William Carlos Williams (1883–1963) was the most important of the modernist poets to situate the lyric in a distinctly American idiom, though it took him much of the decade following his first book publication in 1909 to discover his passionate desire to do so. Like H.D., Eliot, and Lowell, Williams benefited from Pound's literary advice after he went to England in 1910. Pound sharply criticized Williams's 1909 Poems, condemning the work as both derivative and twenty years behind the times. Williams's next book, The Tempers (1913), clearly shows Pound's influence, particularly through the appearance of multiple dramatic monologues, but still fails to convey the dedication to American settings and culture that would characterize his best work. By 1915 Williams had separated himself from the European expatriate community of Pound, Eliot, and H.D., making an artistic home for himself in the avant-garde world of New York. His next book, Al que quiere! (1917), showed that Williams had come of age on his native turf.
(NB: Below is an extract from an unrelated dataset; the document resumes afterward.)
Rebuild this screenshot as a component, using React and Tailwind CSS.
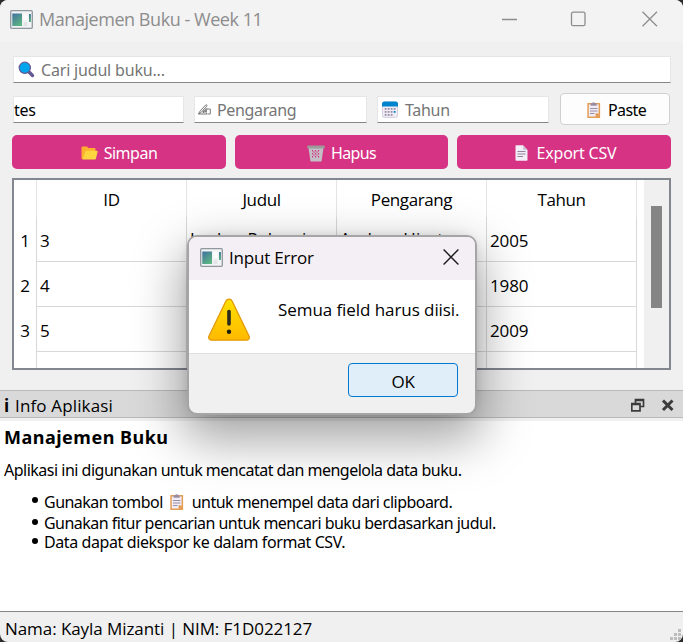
const SEGOE = "font-['Open_Sans','Noto_Sans',sans-serif]";
const TAHOMA = "font-['Noto_Sans','DejaVu_Sans',sans-serif]";

function AppIcon() {
  return (
    <svg width="23" height="19" viewBox="0 0 23 19" className="shrink-0">
      <defs>
        <linearGradient id="pane" x1="0" y1="0" x2="0.6" y2="1">
          <stop offset="0" stopColor="#3f6f9f" />
          <stop offset="1" stopColor="#5cb384" />
        </linearGradient>
      </defs>
      <rect x="0.7" y="0.7" width="21.6" height="17.6" rx="1" fill="#f1f3f5" stroke="#8f979f" strokeWidth="1.3" />
      <rect x="2.3" y="3.5" width="9.7" height="12.5" fill="url(#pane)" />
      <rect x="13.500" y="4" width="4" height="6" fill="#fbfcfc" />
      <rect x="13.500" y="12" width="4" height="4" fill="#e3e5e8" />
      <rect x="19" y="4" width="2" height="8" fill="url(#pane)" />
    </svg>
  );
}

function SearchIcon() {
  return (
    <svg width="17" height="17" viewBox="0 0 17 17" className="shrink-0">
      <path d="M10.5 10.5 14.500 14.500" stroke="#635994" strokeWidth="3.4" strokeLinecap="round" />
      <circle cx="6.8" cy="6.800" r="5.600" fill="#00a6ed" stroke="#635994" strokeWidth="1.2" />
    </svg>
  );
}

function WritingIcon() {
  return (
    <svg width="13" height="11" viewBox="0 0 13 11" className="shrink-0" fill="none" stroke="#6d6d6d" strokeWidth="0.9">
      <path d="M0.5 10 2 7.200 8 .600 9.200 1.600 3.400 8.200zM0.500 10h8.500M9 10 8 8.500 9.200 4.500 7 5.500 5 7.500M9.500 5h2.800v5H9.500M4.500 9l4-2M5 7.800 8 6" />
    </svg>
  );
}

function CalendarIcon() {
  return (
    <svg width="16" height="17" viewBox="0 0 16 17" className="shrink-0">
      <rect x="0.4" y="1" width="15.2" height="15.4" rx="2" fill="#f1edf7" stroke="#c9c3d3" strokeWidth="0.8" />
      <path d="M0 5.5V3a2.5 2.5 0 0 1 2.5-2.5h11A2.5 2.5 0 0 1 16 3v2.500z" fill="#0084ce" />
      {[3, 6, 9, 12].map((x) =>
        [7, 10, 13].map((y) =>
          x === 12 && y === 13 ? null : (
            <rect key={`${x}-${y}`} x={x - 0.3} y={y} width="1.8" height="1.8" fill={x === 12 && y === 10 ? "#0084ce" : "#998ea4"} />
          )
        )
      )}
    </svg>
  );
}

function ClipboardIcon() {
  return (
    <svg width="14" height="16" viewBox="0 0 14 16" className="shrink-0">
      <rect x="0.3" y="1" width="12.800" height="15" rx="0.6" fill="#e39d54" />
      <path d="M1.8 2.600h9.800v9.200l-2.900 2.800H1.800z" fill="#f1edf7" />
      <path d="M8.600 14.600v-3h3z" fill="#e0852f" />
      <path d="M3.500 1.200h1.600a1.600 1.600 0 0 1 3 0h1.600v2.600H3.500z" fill="#998ea4" />
      <path d="M3 6.500h7.500M3 9h7.500M3 11.500h4.500" stroke="#998ea4" strokeWidth="1.100" />
    </svg>
  );
}

function FolderIcon() {
  return (
    <svg width="17" height="14" viewBox="0 0 17 14" className="shrink-0">
      <path d="M0.500 1.500a1 1 0 0 1 1-1h4.500l1.500 1.500h6a1 1 0 0 1 1 1V13H1.500a1 1 0 0 1-1-1z" fill="#ffb02e" />
      <path d="M4.300 5.500a1 1 0 0 1 .9-.7h10.600a.8.8 0 0 1 .8 1l-1.700 6.900a1 1 0 0 1-1 .800H1.500z" fill="#fcd53f" />
    </svg>
  );
}

function TrashIcon() {
  return (
    <svg width="18" height="17" viewBox="0 0 18 17" className="shrink-0">
      <path d="M1.500 3h15l-2 13.500h-11z" fill="#c4bfc6" />
      {[5, 8, 11].map((y) =>
        [5, 8, 11].map((x) => (
          <g key={`${x}-${y}`} fill="#d63384">
            <rect x={x} y={y} width="1.100" height="1.500" />
            {x < 11 && y < 11 && <rect x={x + 1.500} y={y + 1.500} width="1.100" height="1.300" />}
          </g>
        ))
      )}
      <rect x="0.300" y="0.500" width="17.400" height="3" rx="1" fill="#9b9b9b" />
    </svg>
  );
}

function DocIcon() {
  return (
    <svg width="13" height="16" viewBox="0 0 13 16" className="shrink-0">
      <path d="M0.500 1a.8.8 0 0 1 .8-.8H8L12.500 5v10a.8.8 0 0 1-.8.800H1.300a.8.8 0 0 1-.8-.800z" fill="#f3eef8" />
      <path d="M8 .2 12.500 5H9a1 1 0 0 1-1-1z" fill="#cdc4d6" />
      <path d="M2.500 6.500h8M2.500 9h8M2.500 11.500h5.500" stroke="#8f849c" strokeWidth="1.200" />
    </svg>
  );
}

function WarningIcon() {
  return (
    <svg width="42" height="43" viewBox="0 0 42 43" className="shrink-0">
      <defs>
        <linearGradient id="warn" x1="0" y1="0" x2="0" y2="1">
          <stop offset="0" stopColor="#ffe000" />
          <stop offset="1" stopColor="#ffb900" />
        </linearGradient>
      </defs>
      <path d="M17.800 3.200a3.500 3.500 0 0 1 6.400 0L41 38a2.900 2.900 0 0 1-2.700 4.200H3.700A2.900 2.900 0 0 1 1 38z" fill="url(#warn)" stroke="#e39a08" strokeWidth="1.300" />
      <path d="M21 13.500v12.500" stroke="#2b2b1d" strokeWidth="3.600" strokeLinecap="round" />
      <circle cx="21" cy="33.800" r="2.200" fill="#1d1d12" />
    </svg>
  );
}

function Field({ children, className }) {
  return (
    <div className={`flex h-[27px] items-center border border-[#e6e6e6] border-b-[#868686] bg-white text-[16px] text-[#757575] ${className}`}>
      {children}
    </div>
  );
}

function PinkButton({ icon, label, width, track }) {
  return (
    <button className={`flex h-[34px] items-center justify-center rounded-[5px] bg-[#d63384] pt-[2px] text-[16px] text-white ${width}`}>
      {icon}
      <span className={track}>{label}</span>
    </button>
  );
}

const books = [
  ["1", "3", "Laskar Pelangi", "Andrea Hirata", "2005"],
  ["2", "4", "", "", "1980"],
  ["3", "5", "", "", "2009"],
];

function cellClass(i) {
  if (i === 0) return "h-[45px] border-r border-[#d8d8d8] text-center";
  if (i === 2 || i === 3) return "h-[45px] border-r border-b border-[#d8d8d8] pl-[3px] leading-[44px] tracking-[0.2px]";
  return "h-[45px] border-r border-b border-[#d8d8d8] pl-[3px]";
}

function BookTable() {
  return (
    <div className="mt-[9px] flex h-[192px] w-[659px] overflow-hidden border-2 border-[#828790] bg-white text-[17px] text-black">
      <div className={`w-[623px] ${SEGOE}`}>
        <div className="grid h-[37px] grid-cols-[23px_150px_150px_150px_150px] text-center leading-[39px] tracking-[-0.4px]">
          {["", "ID", "Judul", "Pengarang", "Tahun"].map((h) => (
            <div key={h} className="h-[37px] border-r border-[#e5e5e5]">{h}</div>
          ))}
        </div>
        {books.map((row) => (
          <div key={row[0]} className="grid h-[45px] grid-cols-[23px_150px_150px_150px_150px] leading-[47px] tracking-[-0.1px]">
            {row.map((cell, i) => (
              <div key={i} className={cellClass(i)}>{cell}</div>
            ))}
          </div>
        ))}
        <div className="grid h-[16px] grid-cols-[23px_150px_150px_150px_150px]">
          {[0, 1, 2, 3, 4].map((i) => (
            <div key={i} className="border-r border-[#d8d8d8]" />
          ))}
        </div>
      </div>
      <div className="ml-[7px] flex-1 bg-[#f0f0f0] pt-[26px] pl-[7px]">
        <div className="h-[102px] w-[11px] bg-[#858585]" />
      </div>
    </div>
  );
}

function Dialog() {
  return (
    <div className={`absolute top-[235px] left-[187px] h-[180px] w-[290px] overflow-hidden rounded-[10px] border-2 border-[#a5a5a5] bg-[#f0f0f0] text-black ${SEGOE}`}>
      <div className="flex h-[43px] items-center bg-[#f4eff4] pr-[16px] pb-[3px] pl-[11px]">
        <AppIcon />
        <span className="ml-[6px] flex-1 pt-[1px] text-[17px] tracking-[-0.2px]">Input Error</span>
        <svg width="16" height="16" viewBox="0 0 16 16">
          <path d="M.6.6l14.800 14.800M15.400.6.6 15.400" stroke="#1a1a1a" strokeWidth="1.400" />
        </svg>
      </div>
      <div className="flex h-[74px] border-b border-[#dfdfdf] bg-white pt-[18px] pl-[19px]">
        <WarningIcon />
        <span className="ml-[28px] text-[17px] leading-[23px] tracking-[-0.07px] whitespace-nowrap">Semua field harus diisi.</span>
      </div>
      <div className="flex justify-end pt-[9px] pr-[17px]">
        <button className="h-[34px] w-[110px] rounded-[4px] border border-[#0078d4] bg-[#e0eef9] pt-[3px] text-[17px] tracking-[-0.4px]">OK</button>
      </div>
    </div>
  );
}

export default function App() {
  return (
    <div className="h-[642px] w-[683px] overflow-hidden bg-[#2b2b2b]">
      <div className={`relative flex h-[642px] w-[683px] flex-col overflow-hidden rounded-[8px] bg-[#f0f0f0] ${TAHOMA}`}>
        <header className={`flex h-[42px] shrink-0 items-center bg-[#f3f3f3] pr-[25px] pb-[4px] pl-[10px] text-[#8d8d8d] ${SEGOE}`}>
          <AppIcon />
          <span className="ml-[6px] flex-1 pt-[1px] text-[18px] tracking-[-0.45px]">Manajemen Buku - Week 11</span>
          <svg width="156" height="16" viewBox="0 0 156 16" fill="none" stroke="#8d8d8d" strokeWidth="1.300">
            <path d="M0 8.500h15M140.500.8l14.500 14.500M155 .8l-14.500 14.500" />
            <rect x="69.500" y="1.200" width="13.500" height="13.500" rx="1.500" />
          </svg>
        </header>

        <main className="flex h-[348px] shrink-0 flex-col pt-[14px] pl-[12px]">
          <Field className="ml-[1px] w-[658px] pl-[4px]">
            <SearchIcon />
            <span className="ml-[6px] tracking-[-0.18px]">Cari judul buku...</span>
          </Field>
          <div className="mt-[10px] flex h-[32px] items-center">
            <Field className="ml-[1px] w-[171px] pt-[1px]"><span className="tracking-[-0.3px] text-black">tes</span></Field>
            <Field className="ml-[10px] w-[173px] pt-[1px] pl-[3px]">
              <WritingIcon />
              <span className="ml-[6px] tracking-[-0.35px]">Pengarang</span>
            </Field>
            <Field className="ml-[10px] w-[172px] pt-[1px] pl-[4px]">
              <CalendarIcon />
              <span className="ml-[7px] tracking-[-0.3px]">Tahun</span>
            </Field>
            <button className="ml-[11px] flex h-[32px] w-[110px] items-center justify-center gap-[7px] rounded-[4px] border border-[#d0d0d0] bg-[#fdfdfd] pt-[2px] pl-[3px] text-[16px] text-black">
              <ClipboardIcon />
              <span className="tracking-[-0.6px]">Paste</span>
            </button>
          </div>
          <div className="mt-[10px] flex gap-[9px]">
            <PinkButton icon={<FolderIcon />} label="Simpan" width="w-[214px]" track="ml-[6px] tracking-[-0.5px]" />
            <PinkButton icon={<TrashIcon />} label="Hapus" width="w-[213px]" track="ml-[6px] tracking-[-0.6px]" />
            <PinkButton icon={<DocIcon />} label="Export CSV" width="w-[214px] pl-[3px]" track="ml-[9px] tracking-[-0.2px]" />
          </div>
          <BookTable />
        </main>

        <section className="flex h-[222px] shrink-0 flex-col text-black">
          <div className={`flex h-[28px] items-center border-y border-[#b9b9b9] bg-[#d9d9d9] pt-[3px] pr-[9px] pl-[4px] ${SEGOE}`}>
            <b className="w-[6px] text-[17px]">i</b>
            <span className="ml-[5px] flex-1 text-[17px] tracking-[0.15px]">Info Aplikasi</span>
            <svg width="43" height="14" viewBox="0 0 43 14" fill="none" stroke="#3b3b3b" className="mb-[1px]">
              <path d="M4.500 5V1.500h8V8.500H9.500M4.500 2.300h8M.8 5.500h8.200v7.300H.8zM.8 6.300H9" strokeWidth="1.700" />
              <path d="M32 2.500l9.500 9.500M41.500 2.500 32 12" strokeWidth="3" />
            </svg>
          </div>
          <div className="mt-[3px] h-[191px] border-b border-[#868686] bg-white pt-[3px] pl-[4px] text-[16px]">
            <h1 className="text-[18px] leading-[26px] font-bold tracking-[0.5px]">Manajemen Buku</h1>
            <p className="mt-[8px] leading-[24px] tracking-[-0.5px]">Aplikasi ini digunakan untuk mencatat dan mengelola data buku.</p>
            <ul className="mt-[9px] ml-[28px] leading-[20px] tracking-[-0.52px]">
              <li className="flex h-[21px] items-center">
                <i className="mr-[6px] mb-[3px] size-[6px] rounded-full bg-black" />
                <span className="mr-[7px]">Gunakan tombol</span>
                <ClipboardIcon />
                <span className="ml-[8px] tracking-[-0.54px]">untuk menempel data dari clipboard.</span>
              </li>
              <li className="flex h-[20px] items-center">
                <i className="mr-[6px] mb-[1px] size-[6px] rounded-full bg-black" />
                <span className="pt-[1px] tracking-[-0.53px]">Gunakan fitur pencarian untuk mencari buku berdasarkan judul.</span>
              </li>
              <li className="flex h-[20px] items-center">
                <i className="mr-[6px] mb-[2px] size-[6px] rounded-full bg-black" />
                <span className="tracking-[-0.4px]">Data dapat diekspor ke dalam format CSV.</span>
              </li>
            </ul>
          </div>
        </section>

        <footer className={`flex flex-1 items-center justify-between pt-[4px] pl-[5px] text-[17px] text-black ${SEGOE}`}>
          <span className="tracking-[-0.07px]">Nama: Kayla Mizanti | NIM: F1D022127</span>
          <svg width="12" height="12" viewBox="0 0 12 12" fill="#bdbdbd" className="mt-[11px] mr-[1px]">
            <path d="M0 8h3v3H0zM4 8h3v3H4zM8 8h3v3H8zM4 4h3v3H4zM8 4h3v3H8zM8 0h3v3H8z" />
          </svg>
        </footer>

        <div className="absolute top-[240px] left-[192px] h-[170px] w-[280px] rounded-[10px] shadow-[0_20px_50px_10px_rgba(0,0,0,0.36),0_0_14px_rgba(0,0,0,0.22)]" />
        <Dialog />
      </div>
    </div>
  );
}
The short, enjambed lines, colloquial speech patterns, and shifts from almost photographic objectivity to autobiography reflect the determination to present the world as an unfolding process that would remain a central preoccupation for the rest of his life. In poems like "The Young Housewife" (1917), where his speaker salutes a "shy, uncorseted" (Collected Earlier Poems, p. 136) housewife, Williams invests ordinary details of American life with a sensual richness that vitalizes and elevates distinct moments in time. His aim as a poet was to scrutinize the world closely and not view life through the lens of theory or a preexisting symbol system. His phrase "no ideas but in things" (Selected Poems, p. 262) effectively conveys his determination to move beyond imagism to create an objective poetry concretely anchored in the immediate moment. Williams published a fourth book of poetry in 1921, Sour Grapes, but his 1924 Spring and All was the greatest achievement to emerge from this early stage of his writing career.